Je ne l’aimais pas trop non plus! Nous nous sommes rencontrés à l’époque parce qu’il souhaitait que je réalise Il était une fois la révolution. Je suis allé à Rome travailler trois mois avec son scénariste Luciano Vincenzoni, un excellent auteur. Mais entre Sergio et moi, c’était impossible. Je ne l’aimais pas, ni ses films d’ailleurs, à part Le Bon, la Brute et le Truand qui reste le meilleur pour moi. Parce qu’écrit par Vincenzoni. À vrai dire, je le trouvais fat. Sa grande réussite, c’est d’avoir fait de Clint Eastwood une star. J’aime Clint. Sergio, lui, était quelqu’un d’assez idiot, de puéril. Il ne racontait que des conneries : “Gros plan ! Gros plan ! Le cinéma, c’est les gros plans !”
Revenons à aujourd’hui. Los Angeles, la Cité des Anges, est-elle devenue le lieu d’une nouvelle forme de bigoterie ?
Avez-vous regardé Saint Jack? (Jack le Magni- fique, enVF). Déjà, pour l’époque, c’était un film assez inhabituel, mais à l’aune du sujet abordé (un aventurier à la petite semaine rêve d’ouvrir un bordel à Singapour, ndlr), il serait impossible à faire aujourd’hui. Lors de sa sortie, en 1979, Positif avait sorti un très beau papier intitulé Bogdanovich, l’incompris. La France a toujours eu un coup d’avance pour expliquer aux Américains ce qu’il y avait de bien dans leur culture. Vous l’avez fait avec le jazz, puis avec le cinéma...
Et pour ce qui est de l’ambiance à Hollywood?
Nerveuse. Je ne suis plus dans l’œil du cyclone mais je sens bien que personne ne sait vraiment par quel bout prendre le mouvement #metoo. Plus d’égalité, plus de réalisatrices... je suis tout à fait d’accord avec ça. Mais il y a une atmosphère de peur, de paranoïa. Tout le monde essaie d’être politiquement correct. Les gens se scrutent les uns les autres en attendant le prochain faux-pas. Et puis, ici, personne n’aime Trump. Cela ajoute à la sensation de dépression qui, selon moi, règne en ce moment sur Los Angeles. C’est quand même embarrassant d’être représenté aux yeux du monde par un type pareil.

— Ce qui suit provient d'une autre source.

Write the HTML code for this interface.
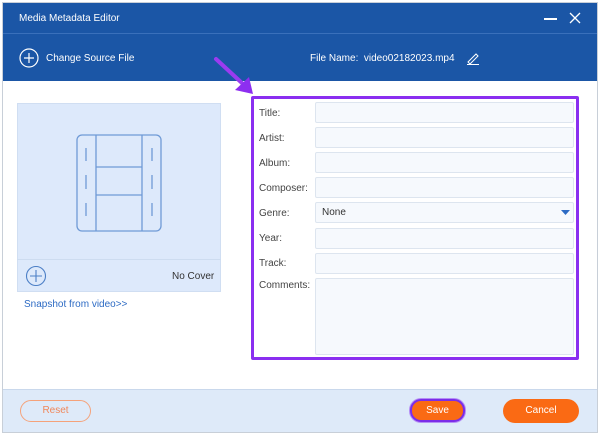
<!DOCTYPE html>
<html><head><style>
*{box-sizing:border-box;margin:0;padding:0}
body{width:600px;height:436px;background:#fff;font-family:"Liberation Sans",sans-serif;font-size:10px;position:relative;overflow:hidden}
.abs{position:absolute}
.win{left:2px;top:2px;width:596px;height:431px;border:1px solid #c8cfd8}
.tb{left:3px;top:3px;width:594px;height:30px;background:#1b56a6;color:#fff;font-size:10px}
.hd{left:3px;top:33px;width:594px;height:48px;background:#1b56a6;border-top:1px solid #3a70bb;color:#fff;font-size:10px}
.lbl{color:#444;font-size:10px;left:259px}
.in{left:315px;width:259px;height:21px;background:#f6f9fd;border:1px solid #dde5ef;border-radius:2px}
.btn{height:22px;border-radius:11px;text-align:center;line-height:20px;font-size:10px}
</style></head><body>
<div class="abs win"></div>
<div class="abs tb"><span class="abs" style="left:16px;top:10px">Media Metadata Editor</span>
<div class="abs" style="left:541px;top:15px;width:13px;height:1.5px;background:#fff"></div>
<svg class="abs" style="left:566px;top:9px" width="12" height="12"><path d="M1 1L11 11M11 1L1 11" stroke="#fff" stroke-width="1.3"/></svg></div>
<div class="abs hd">
<svg class="abs" style="left:16px;top:14px" width="20" height="20"><circle cx="10" cy="10" r="9" fill="none" stroke="#fff" stroke-width="1.2"/><path d="M10 5V15M5 10H15" stroke="#fff" stroke-width="1.2"/></svg>
<span class="abs" style="left:43px;top:19px">Change Source File</span>
<span class="abs" style="left:307px;top:19px">File Name:&nbsp; video02182023.mp4</span>
<svg class="abs" style="left:463px;top:17px" width="14" height="14"><path d="M2 11L10 3L12 5L4 13ZM1 13.5H13" stroke="#fff" fill="none" stroke-width="1"/></svg>
</div>
<svg class="abs" style="left:213px;top:56px" width="45" height="42"><path d="M3 3L30 28" stroke="#9b3bf0" stroke-width="4" stroke-linecap="round"/><path d="M40 38L22 34L36 21Z" fill="#8d2ef0"/></svg>
<div class="abs" style="left:17px;top:103px;width:204px;height:189px;background:#dde9fb;border:1px solid #d0def2"></div>
<div class="abs" style="left:17px;top:259px;width:204px;height:1px;background:#cddcf0"></div>
<svg class="abs" style="left:75px;top:133px" width="88" height="100" fill="none" stroke="#6f9ad6" stroke-width="1.3"><rect x="2" y="2" width="84" height="96" rx="5"/><path d="M21 2V98M67 2V98M21 34H67M21 62H67M11 15V28M11 42V56M11 70V83M77 15V28M77 42V56M77 70V83"/></svg>
<svg class="abs" style="left:25px;top:265px" width="22" height="22" fill="none" stroke="#4c7fc6" stroke-width="1.1"><circle cx="11" cy="11" r="9.5"/><path d="M11 5V17M5 11H17"/></svg>
<span class="abs" style="left:172px;top:271px;color:#333;font-size:10px">No Cover</span>
<span class="abs" style="left:24px;top:299px;color:#2d6bc4;font-size:10px">Snapshot from video&gt;&gt;</span>
<div class="abs" style="left:251px;top:96px;width:328px;height:264px;border:3px solid #8a2ff0;border-radius:2px"></div>
<span class="abs lbl" style="top:108px">Title:</span><div class="abs in" style="top:102px"></div>
<span class="abs lbl" style="top:133px">Artist:</span><div class="abs in" style="top:127px"></div>
<span class="abs lbl" style="top:158px">Album:</span><div class="abs in" style="top:152px"></div>
<span class="abs lbl" style="top:183px">Composer:</span><div class="abs in" style="top:177px"></div>
<span class="abs lbl" style="top:208px">Genre:</span><div class="abs in" style="top:202px"><span class="abs" style="left:6px;top:4px;color:#333;font-size:10px">None</span><svg class="abs" style="left:245px;top:7px" width="9" height="6"><path d="M0 0H9L4.5 5Z" fill="#2d6bc4"/></svg></div>
<span class="abs lbl" style="top:233px">Year:</span><div class="abs in" style="top:228px"></div>
<span class="abs lbl" style="top:258px">Track:</span><div class="abs in" style="top:253px"></div>
<span class="abs lbl" style="top:280px">Comments:</span><div class="abs in" style="top:278px;height:77px"></div>
<div class="abs" style="left:3px;top:389px;width:594px;height:43px;background:#deeaf9;border-top:1px solid #c9d8ec"></div>
<div class="abs btn" style="left:20px;top:400px;width:71px;border:1px solid #f5a27a;color:#f0875a">Reset</div>
<div class="abs btn" style="left:410px;top:399px;width:55px;height:23px;background:#fa6a14;color:#fff;border:2px solid #7b2de8;box-shadow:0 0 0 1px #b48df5">Save</div>
<div class="abs btn" style="left:503px;top:399px;width:76px;height:24px;background:#fa6a14;color:#fff;line-height:24px;border-radius:12px">Cancel</div>
</body></html>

Qu’est-ce qui pourrait, selon vous, sauver le système ?
Ils n’en sont même plus à se poser la question. Le cinéma rapporte bien trop d’argent ! Avez- vous vu les chiffres du Roi Lion? Lorsque James Cameron tournait Titanic, tout le monde prédisait une catastrophe. Le film avait coûté dans les 200 millions de dollars. Et il en a rapporté plus de deux milliards. À partir de là, les compteurs ont explosé. D’où les budgets faramineux que nous connaissons désormais. Mais l’argent n’est pas la bonne réponse. En tout cas pas pour moi. C’est le talent qui compte. Et de talent, Hollywood en manque aujourd’hui cruellement.